1.4. Shipping and transfer of risk

(1) Deliveries from us are generally completed from the factory or warehouse to the site specified by the customer during the order placement. The customer bears the shipping and packing costs. Unless another arrangement has been agreed on, we determine the shipping method, transport route and the company assigned to the shipping at our reasonable discretion. For transnational merchandise transport, we exclusively provide the shipments for pick-up ‚EXW Göttingen‘ (Incoterms® 2010) unless another arrangement has been arranged in individual cases.

(2) If nothing else has been agreed on, the risk associated with the conclusion of a purchase or factory shipment contract is transferred to the customer at the time at which the merchandise is handed over to the forwarding agent or freight carrier, but at the latest when it leaves the factory or warehouse. This also applies in a case in which we diverge from paragraph 1 and bear the shipping costs. Delivery is also deemed to be completed if the customer is in delay with the acceptance. If the shipping of the merchandise is delayed by circumstances attributable to the customer, the risk is transferred to the customer as soon as the merchandise is ready for shipping. Partial deliveries are considered independent deliveries in terms of the transfer of risk. In case the customer delays the acceptance, it has to bear the associated costs, especially potential return or storage costs.

 

1.5. Prices / payment conditions

(1) Unless agreed otherwise, the prices disclosed by us apply from the factory or warehouse in addition to the legal value-added tax (VAT). Bills are always due immediately without any deduction. The crediting to our account is decisive. A discount deduction is only permissible if expressly agreed on by us in writing. Changes or additions to an order after the order confirmation, especially changes to our merchandise and services in the design and execution upon the customer‘s request entitle us to a price adjustment. The customer will bear any additional costs. Licensing fees, particularly for software solutions and content, are billed yearly in advance unless a different arrangement has been agreed on. If the parties are concluding a service contract about services to be rendered and no other conditions are agreed on, the customer pays these off through advance payments of monthly fees. The customer is billed separately for each technician assignment as part of an on-site service, unless these assignments are explicitly agreed on as an obligatory provision in the service contract.

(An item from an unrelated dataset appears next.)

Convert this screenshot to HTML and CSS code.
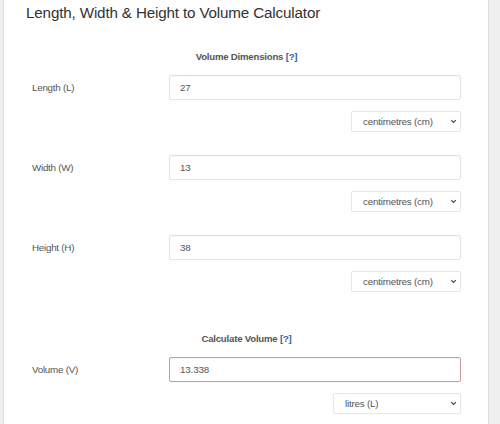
FILE: index.html
```html
<!DOCTYPE html>
<html lang="en">
<head>
<meta charset="utf-8">
<title>Length, Width &amp; Height to Volume Calculator</title>
<link rel="stylesheet" href="styles.css">
</head>
<body>
<div class="panel">
  <h1 class="title">Length, Width &amp; Height to Volume Calculator</h1>

  <div class="section-head">Volume Dimensions <span class="help">[?]</span></div>

  <div class="row">
    <div class="label">Length (L)</div>
    <div class="field">
      <div class="input">27</div>
      <div class="select sel-cm"><span>centimetres (cm)</span><svg class="chev" width="7" height="5" viewBox="0 0 7 5"><path d="M1.2 1.2 L3.5 3.5 L5.8 1.2" fill="none" stroke="#444" stroke-width="1.2"/></svg></div>
    </div>
  </div>

  <div class="row">
    <div class="label">Width (W)</div>
    <div class="field">
      <div class="input">13</div>
      <div class="select sel-cm"><span>centimetres (cm)</span><svg class="chev" width="7" height="5" viewBox="0 0 7 5"><path d="M1.2 1.2 L3.5 3.5 L5.8 1.2" fill="none" stroke="#444" stroke-width="1.2"/></svg></div>
    </div>
  </div>

  <div class="row">
    <div class="label">Height (H)</div>
    <div class="field">
      <div class="input">38</div>
      <div class="select sel-cm"><span>centimetres (cm)</span><svg class="chev" width="7" height="5" viewBox="0 0 7 5"><path d="M1.2 1.2 L3.5 3.5 L5.8 1.2" fill="none" stroke="#444" stroke-width="1.2"/></svg></div>
    </div>
  </div>

  <div class="section-head calc-head">Calculate Volume <span class="help">[?]</span></div>

  <div class="row">
    <div class="label">Volume (V)</div>
    <div class="field">
      <div class="input result">13.338</div>
      <div class="select sel-l"><span>litres (L)</span><svg class="chev" width="7" height="5" viewBox="0 0 7 5"><path d="M1.2 1.2 L3.5 3.5 L5.8 1.2" fill="none" stroke="#444" stroke-width="1.2"/></svg></div>
    </div>
  </div>
</div>
</body>
</html>
```

FILE: styles.css
```css
html, body {
  margin: 0;
  padding: 0;
}
body {
  background: #efefef;
  font-family: "Liberation Sans", Arial, sans-serif;
  color: #555;
  height: 424px;
  overflow: hidden;
}
.panel {
  margin-left: 3px;
  width: 486px;
  min-height: 424px;
  background: #fff;
  border-left: 1px solid #dcdcdc;
  border-right: 1px solid #dcdcdc;
  padding: 0 27px 0 22px;
  box-sizing: border-box;
}
.title {
  margin: 0;
  padding-top: 3px;
  font-size: 15.2px;
  letter-spacing: -0.15px;
  line-height: 20px;
  font-weight: normal;
  color: #333;
}
.section-head {
  margin-top: 27px;
  margin-left: 6px;
  text-align: center;
  font-size: 9.6px;
  letter-spacing: -0.2px;
  line-height: 14px;
  font-weight: bold;
  color: #555;
}
.help {
  color: #2f62a8;
}
.calc-head {
  margin-top: 40px;
}
.row {
  display: flex;
  padding-left: 6px;
  margin-top: 11px;
}
.row + .row {
  margin-top: 23px;
}
.label {
  width: 137px;
  flex: none;
  font-size: 9.8px;
  letter-spacing: -0.25px;
  line-height: 25px;
  color: #555;
}
.field {
  flex: 1;
  display: flex;
  flex-direction: column;
  align-items: flex-end;
  gap: 11px;
}
.input {
  align-self: stretch;
  height: 25px;
  box-sizing: border-box;
  border: 1px solid #e2e2e2;
  border-radius: 2px;
  padding-left: 10px;
  font-size: 9.8px;
  letter-spacing: -0.15px;
  line-height: 23px;
  color: #555;
  box-shadow: inset 0 1px 1px rgba(0,0,0,0.03);
}
.input.result {
  border-color: #c9999c;
}
.select {
  height: 21px;
  box-sizing: border-box;
  border: 1px solid #e6e6e6;
  border-radius: 2px;
  display: flex;
  align-items: center;
  justify-content: space-between;
  font-size: 9.8px;
  letter-spacing: -0.2px;
  color: #555;
  padding: 0 3px 0 11px;
}
.sel-cm {
  width: 110px;
}
.sel-l {
  width: 128px;
}
.chev {
  display: block;
}
```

(2) If there is a payment delay, rebates, discounts and any other benefits agreed on in individual cases become void. In case payment is delayed, we reserve the right to demand advance payments and/or claim a right of retention for additional ser-vices. If, after the conclusion of the contract, we become aware of circumstances that may lower the customer‘s creditworthiness and endanger our claims towards the customer, all receivables become due immediately without consideration of the granted payment dates. Furthermore, such circumstances entitle us to only perform still pending deliveries or services in return for collateral security or to withdraw from the contract. In case of a payment delay, we are entitled to charge the customer default interests in the amount of currently 9% points above the basic interest rate (section 288 BGB). Other claims for damages remain unaffected.

(3) The customer is entitled to the right of retention and the right to compensation only insofar as the customer‘s counter-claims to our payment claim are uncontested or recognized as legally binding.

(4) If the agreed-on delivery time is more than four (4) months, we reserve the right to alter prices to a reasonable extent, if following the conclusion of the contract any verifiable significant cost reductions or increases occur, for example as a result of wage agreements or material price changes. If the price is increased by more than 20%, the customer is entitled to withdraw from the contract.

 

1.6. Conditional sale

(1) All of the merchandise delivered by us as part of a purchase agreement remains our property until the complete payment of all claims, including all secondary claims, arising from the business relation with the customer (‚reserved goods‘). In case of a breach of the contract by the customer, particularly a delay of payment, we are entitled to demand the reserved goods and revoke the granted usage rights for rented hardware and software or rented content. The assertion of any claim for restitution is only to be regarded as a withdrawal from the contract if we explicitly state this in writing.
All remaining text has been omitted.